* Available data *

□ □ □ □ □ □ □

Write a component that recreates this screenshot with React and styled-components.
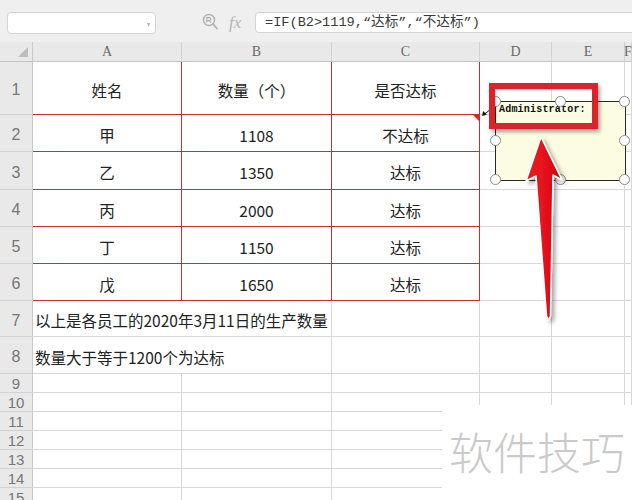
import React from "react";
import styled, { createGlobalStyle } from "styled-components";

const GlobalStyle = createGlobalStyle`
  html, body {
    margin: 0;
    padding: 0;
    background: #ffffff;
    overflow: hidden;
  }
  body {
    font-family: "Noto Sans CJK SC", "Noto Sans", sans-serif;
  }
`;

const RED = "#c62f36";
const GRID = "#d8d8d8";

const colWidths = [33, 149, 150, 148, 72, 73, 7];
const colNames = ["A", "B", "C", "D", "E", "F"];
const rowHeights = [53, 37, 38, 37, 37, 37, 36, 37, 19, 19, 19, 19, 19, 19, 19];

const table = [
  ["姓名", "数量（个）", "是否达标"],
  ["甲", "1108", "不达标"],
  ["乙", "1350", "达标"],
  ["丙", "2000", "达标"],
  ["丁", "1150", "达标"],
  ["戊", "1650", "达标"],
];

const notes = ["以上是各员工的2020年3月11日的生产数量", "数量大于等于1200个为达标"];

export default function App() {
  return (
    <>
      <GlobalStyle />
      <Page>
        <Toolbar>
          <NameBox>
            <Caret>▾</Caret>
          </NameBox>
          <ToolIcons>
            <svg width="16" height="18" viewBox="0 0 16 18">
              <circle cx="7" cy="7" r="5.5" fill="none" stroke="#b0b0b0" strokeWidth="1.4" />
              <path d="M4.8 9.5V4.6h2.4a1.5 1.5 0 0 1 0 3H4.8M7 7.6l2 2" fill="none" stroke="#b0b0b0" strokeWidth="1.1" />
              <path d="M11 11l4 4.5" stroke="#b0b0b0" strokeWidth="1.8" strokeLinecap="round" />
            </svg>
            <Fx>fx</Fx>
          </ToolIcons>
          <FormulaBox>=IF(B2&gt;1119,“达标”,“不达标”)</FormulaBox>
        </Toolbar>

        <Sheet>
          <Corner>
            <CornerMark />
          </Corner>
          {colNames.map((c) => (
            <ColHead key={c}>{c}</ColHead>
          ))}

          {rowHeights.map((h, r) => {
            const row = r + 1;
            const cells = [];
            cells.push(
              <RowHead key={`h${row}`} $small={h < 30}>
                {row}
              </RowHead>
            );
            if (row <= 6) {
              table[r].forEach((t, i) => (
                cells.push(
                  <Cell key={`c${row}-${i}`} $red>
                    {t}
                  </Cell>
                )
              ));
              cells.push(<Cell key={`d${row}`} />, <Cell key={`e${row}`} />, <Cell key={`f${row}`} />);
            } else if (row <= 8) {
              cells.push(
                <NoteCell key={`n${row}`}>{notes[row - 7]}</NoteCell>,
                <Cell key={`c${row}`} />,
                <Cell key={`d${row}`} />,
                <Cell key={`e${row}`} />,
                <Cell key={`f${row}`} />
              );
            } else {
              colNames.forEach((c) => cells.push(<Cell key={`${c}${row}`} />));
            }
            return cells;
          })}
        </Sheet>

        <CommentMark />
        <svg
          width="632"
          height="500"
          style={{ position: "absolute", left: 0, top: 0, pointerEvents: "none" }}
        >
          <line x1="496" y1="105" x2="484" y2="114.5" stroke="#111" strokeWidth="1" />
          <path d="M482 116l1.2-5 3.6 3.8z" fill="#111" />
        </svg>

        <CommentBox>
          <CommentText>Administrator:</CommentText>
          {[
            [0, 0], [50, 0], [100, 0],
            [0, 50], [100, 50],
            [0, 100], [50, 100], [100, 100],
          ].map(([x, y]) => (
            <Handle key={`${x}-${y}`} $x={x} $y={y} />
          ))}
        </CommentBox>
        <Highlight />

        <ArrowSvg width="632" height="500" viewBox="0 0 632 500">
          <defs>
            <linearGradient id="arrowRed" x1="0" y1="0" x2="1" y2="0">
              <stop offset="0" stopColor="#f01820" />
              <stop offset="0.6" stopColor="#e3101a" />
              <stop offset="1" stopColor="#b8070e" />
            </linearGradient>
            <filter id="arrowShadow" x="-50%" y="-20%" width="200%" height="140%">
              <feDropShadow dx="3" dy="3" stdDeviation="2" floodColor="#000" floodOpacity="0.35" />
            </filter>
          </defs>
          <path
            d="M541 137 L562 180 L553 175 L550.5 316 L548.5 320 L546.5 316 L536 176 L526 181 Z"
            fill="url(#arrowRed)"
            stroke="#fff"
            strokeWidth="1.5"
            strokeLinejoin="round"
            filter="url(#arrowShadow)"
          />
        </ArrowSvg>

        <Watermark>软件技巧</Watermark>
      </Page>
    </>
  );
}

const Page = styled.div`
  position: relative;
  width: 632px;
  height: 500px;
  overflow: hidden;
  background: #ffffff;
`;

const Toolbar = styled.div`
  height: 42px;
  box-sizing: border-box;
  display: flex;
  align-items: flex-start;
  padding: 12px 0 0 7px;
  background: #efefef;
`;

const NameBox = styled.div`
  width: 149px;
  height: 22px;
  box-sizing: border-box;
  background: #ffffff;
  border: 1px solid #d4d4d4;
  border-radius: 4px;
  display: flex;
  align-items: center;
  justify-content: flex-end;
  padding-right: 4px;
`;

const Caret = styled.span`
  font-size: 8px;
  color: #b8b8b8;
  transform: scaleX(0.8);
`;

const ToolIcons = styled.div`
  display: flex;
  align-items: center;
  gap: 11px;
  height: 20px;
  margin-left: 46px;
  width: 53px;
`;

const Fx = styled.span`
  font-family: "Liberation Serif", "DejaVu Serif", serif;
  font-style: italic;
  font-size: 17px;
  color: #b4b4b4;
  line-height: 1;
`;

const FormulaBox = styled.div`
  flex: 1;
  height: 21px;
  box-sizing: border-box;
  margin-right: -6px;
  background: #ffffff;
  border: 1px solid #d4d4d4;
  border-radius: 4px;
  padding-left: 9px;
  font-family: "Liberation Mono", "Noto Sans CJK SC", monospace;
  font-size: 13.6px;
  line-height: 19px;
  color: #3a3a3a;
  white-space: nowrap;
  overflow: hidden;
`;

const Sheet = styled.div`
  display: grid;
  grid-template-columns: ${colWidths.map((w) => `${w}px`).join(" ")};
  grid-template-rows: 20px ${rowHeights.map((h) => `${h}px`).join(" ")};
`;

const Corner = styled.div`
  position: relative;
  background: #e9e9e9;
  border-right: 1px solid #c9c9c9;
  border-bottom: 1px solid #c4c4c4;
  box-sizing: border-box;
`;

const CornerMark = styled.div`
  position: absolute;
  right: 4px;
  bottom: 4px;
  width: 0;
  height: 0;
  border-left: 10px solid transparent;
  border-bottom: 10px solid #bdbdbd;
`;

const ColHead = styled.div`
  background: #e9e9e9;
  border-right: 1px solid #d2d2d2;
  border-bottom: 1px solid #c4c4c4;
  box-sizing: border-box;
  display: flex;
  align-items: center;
  justify-content: center;
  font-family: "Liberation Serif", "DejaVu Serif", serif;
  font-size: 14px;
  color: #6a6a6a;
`;

const RowHead = styled.div`
  background: #e9e9e9;
  border-right: 1px solid #c9c9c9;
  border-bottom: 1px solid #d2d2d2;
  box-sizing: border-box;
  display: flex;
  align-items: center;
  justify-content: center;
  font-family: "Liberation Sans", "Noto Sans", sans-serif;
  font-size: ${(p) => (p.$small ? "15px" : "16px")};
  color: #777777;
  padding-top: ${(p) => (p.$small ? "1px" : "4px")};
`;

const Cell = styled.div`
  box-sizing: border-box;
  border-right: 1px solid ${(p) => (p.$red ? RED : GRID)};
  border-bottom: 1px solid ${(p) => (p.$red ? RED : GRID)};
  display: flex;
  align-items: center;
  justify-content: center;
  font-size: 15.5px;
  color: #222222;
  padding-top: 3px;
  white-space: nowrap;
`;

const NoteCell = styled(Cell)`
  grid-column: span 2;
  justify-content: flex-start;
  padding-left: 2px;
  font-size: 15.5px;
`;

const CommentMark = styled.div`
  position: absolute;
  left: 473px;
  top: 115px;
  width: 0;
  height: 0;
  border-top: 7px solid ${RED};
  border-left: 7px solid transparent;
`;

const CommentBox = styled.div`
  position: absolute;
  left: 495px;
  top: 101px;
  width: 131px;
  height: 80px;
  box-sizing: border-box;
  background: #fcfce2;
  border: 1px solid #2a2a2a;
`;

const CommentText = styled.div`
  padding: 2px 0 0 3px;
  font-family: "Liberation Mono", "DejaVu Sans Mono", monospace;
  font-weight: bold;
  font-size: 10px;
  letter-spacing: 0.2px;
  color: #111111;
`;

const Handle = styled.div`
  position: absolute;
  left: calc(${(p) => p.$x}% - 6px);
  top: calc(${(p) => p.$y}% - 6px);
  width: 11px;
  height: 11px;
  box-sizing: border-box;
  border-radius: 50%;
  background: #ffffff;
  border: 1px solid #8a8a8a;
`;

const Highlight = styled.div`
  position: absolute;
  left: 489px;
  top: 83px;
  width: 109px;
  height: 46px;
  box-sizing: border-box;
  border: 6px solid #d8242a;
  box-shadow: 2px 3px 4px rgba(0, 0, 0, 0.35), inset 1px 1px 2px rgba(0, 0, 0, 0.25);
`;

const ArrowSvg = styled.svg`
  position: absolute;
  left: 0;
  top: 0;
  pointer-events: none;
`;

const Watermark = styled.div`
  position: absolute;
  left: 442px;
  top: 405px;
  width: 190px;
  height: 95px;
  background: #ffffff;
  display: flex;
  align-items: center;
  justify-content: center;
  box-sizing: border-box;
  font-size: 44px;
  font-weight: 300;
  color: #cacaca;
  padding-bottom: 4px;
`;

□ □ □ □ □ □ □

* Exercise *
Copy every line of the listing where the word "React" appears.

* Task response *
Write a component that recreates this screenshot with React and styled-components.
import React from "react";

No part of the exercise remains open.